As observações e estudos de viajantes e missionários que dos fins do século XVIII a meados do XIX se internaram pela região do Cabo vão definindo cada vez melhor os traços físicos e culturais de Bochimanes e Hotentotes, e a segunda metade do século XIX traz ao primeiro plano desta investigação os nomes de George Stow, Bleek, Lucy Lloyd e Dorothea Bleek. Aos últimos se ficaram devendo os primeiros trabalhos monográficos sobre o povo boximane, e tanto etnográficos como linguísticos. No que, em um primeiro relance, parecia igual acharam-se diferenças e no que era aparentemente diferente puderam descobrir-se semelhanças. Os Hotentotes eram parecidos com os Bochimanes na cor, no cabelo e caracteres faciais, mas mais altos, de cabeça mais alongada e com predominante dolicocefalia. E nos costumes bochimanes havia coincidências com os dos Hotentotes.
Em todo o caso, e repetindo, os comuns traços físicos eram tão salientes que navegadores e colonos os puderam confundir. Os “Bosjesmannen” eram por eles considerados como “Hotentotes selvagens”.
Mas o que à primeira vista logo se evidenciou foi a sua diferente cultura: um povo colector de um lado, a par com outro de pastores nómadas.
Talvez se não entenda bem por que razão incluímos, há pouco, mas de modo um tanto condicional, os habitantes de Santa Helena na população bochimane. É que a afirmação tem sua ousadia, se não do ponto de vista cultural, pelo menos do antropológico-étnico.
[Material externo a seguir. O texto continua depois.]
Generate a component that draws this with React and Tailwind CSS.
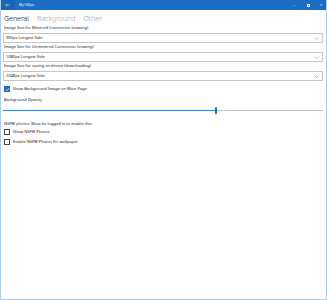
import React from "react";

function Chevron() {
  return (
    <svg width="5" height="3" viewBox="0 0 5 3" className="shrink-0">
      <path d="M0.5 0.5 L2.5 2.5 L4.5 0.5" fill="none" stroke="#8a8a8a" strokeWidth="0.6" />
    </svg>
  );
}

function Dropdown({ text }) {
  return (
    <div className="h-[10px] border border-[#c6c6c6] bg-white flex items-center justify-between pl-[2px] pr-[3px]">
      <span className="text-[4px] leading-none text-[#222]">{text}</span>
      <Chevron />
    </div>
  );
}

function Label({ children }) {
  return (
    <div className="h-[9px] flex items-center pl-[1px] pb-[1px] text-[4px] leading-none text-[#222]">
      {children}
    </div>
  );
}

function Check({ checked, children }) {
  return (
    <div className="flex items-center h-[6px] pl-[1px]">
      {checked ? (
        <div className="w-[6px] h-[6px] bg-[#1b6ec2] flex items-center justify-center">
          <svg width="5" height="5" viewBox="0 0 5 5">
            <path d="M0.8 2.6 L2 3.7 L4.2 1.2" fill="none" stroke="white" strokeWidth="0.7" />
          </svg>
        </div>
      ) : (
        <div className="w-[6px] h-[6px] border border-[#444] bg-white" />
      )}
      <span className="ml-[3px] text-[4px] leading-none text-[#222]">{children}</span>
    </div>
  );
}

export default function App() {
  return (
    <div
      className="w-[327px] h-[300px] flex flex-col bg-white border-x border-b border-[#a9cdea] overflow-hidden"
      style={{ fontFamily: '"Noto Sans", "Open Sans", sans-serif' }}
    >
      <div className="h-[10px] bg-[#1b6ec2] flex items-center text-white shrink-0 -mx-[1px]">
        <div className="w-[15px] h-full bg-[#1966b6] flex items-center justify-center">
          <svg width="5" height="4" viewBox="0 0 5 4">
            <path d="M4.6 2 H0.6 M2 0.6 L0.6 2 L2 3.4" fill="none" stroke="white" strokeWidth="0.5" />
          </svg>
        </div>
        <span className="ml-[4px] text-[3.3px] leading-none">My 500px</span>
        <div className="ml-auto flex items-center h-full text-[4px] leading-none">
          <span className="w-[14px] text-center">–</span>
          <span className="w-[14px] flex justify-center"><span className="w-[3px] h-[3px] border border-white" /></span>
          <span className="w-[12px] text-center">×</span>
        </div>
      </div>
      <div className="flex flex-col pl-[2px] pr-[3px]">
        <div className="h-[14px] flex items-end pb-[2px] pl-[1px] gap-[8px] text-[7px] leading-none font-light">
          <span className="text-[#111]">General</span>
          <span className="text-[#a0a0a0]">Background</span>
          <span className="text-[#a0a0a0]">Other</span>
        </div>
        <Label>Image Size for Metered Connection (viewing)</Label>
        <Dropdown text="900px Longest Side" />
        <Label>Image Size for Unmetered Connection (viewing)</Label>
        <Dropdown text="1080px Longest Side" />
        <Label>Image Size for saving on device (downloading)</Label>
        <Dropdown text="2048px Longest Side" />
        <div className="mt-[5px]">
          <Check checked>Show Background Image on Main Page</Check>
        </div>
        <div className="mt-[6px] pl-[1px] text-[4px] leading-none text-[#222]">Background Opacity</div>
        <div className="mt-[4px] h-[8px] flex items-center">
          <div className="w-[212px] h-[1px] bg-[#3d86cf]" />
          <div className="w-[2px] h-[7px] bg-[#1b6ec2] rounded-[1px]" />
          <div className="flex-1 h-[1px] bg-[#c4c4c4]" />
        </div>
        <div className="mt-[8px] pl-[1px] text-[4px] leading-none text-[#222]">NSFW photos: Must be logged in to enable this.</div>
        <div className="mt-[3px] flex flex-col gap-[4px]">
          <Check>Show NSFW Photos</Check>
          <Check>Enable NSFW Photos for wallpaper</Check>
        </div>
      </div>
    </div>
  );
}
Nenhuma descrição nos ficou dos indígenas de Santa Helena, além das que citámos, e nem sequer uma nota da sua existência. Não se fizeram, portanto, estudos de confronto do tipo somático deles com o dos Hotentotes que adiante se encontraram. Graças aos achados arqueológicos de abundantes restos ósseos e utensílios líticos dos últimos decénios na África do Sul e à sua interpretação científica, sabe-se, hoje, que por todo o litoral oeste e sul deambularam na última Idade da Pedra (“Later Stone Age”) populações ribeirinhas de pescadores e colectores de mariscos que ao mesmo tempo se aplicavam à caça e colheita de vegetais. Eram os “Strandloopers” isto é, os nómadas da costa. Eram bem proporcionados, de estatura regular, de cabeça alongada e amplas faces, mas a quem não faltavam elementos da raça “bush”, sobretudo nos caracteres pedomórficos cranianos. Parecem, por isso, ter provindo do homem de Boskop». In Viegas Guerreiro, Bochimanes (!KHU) de Angola, Estudo Etnográfico, Tipografia Silvas, Lisboa, 1968.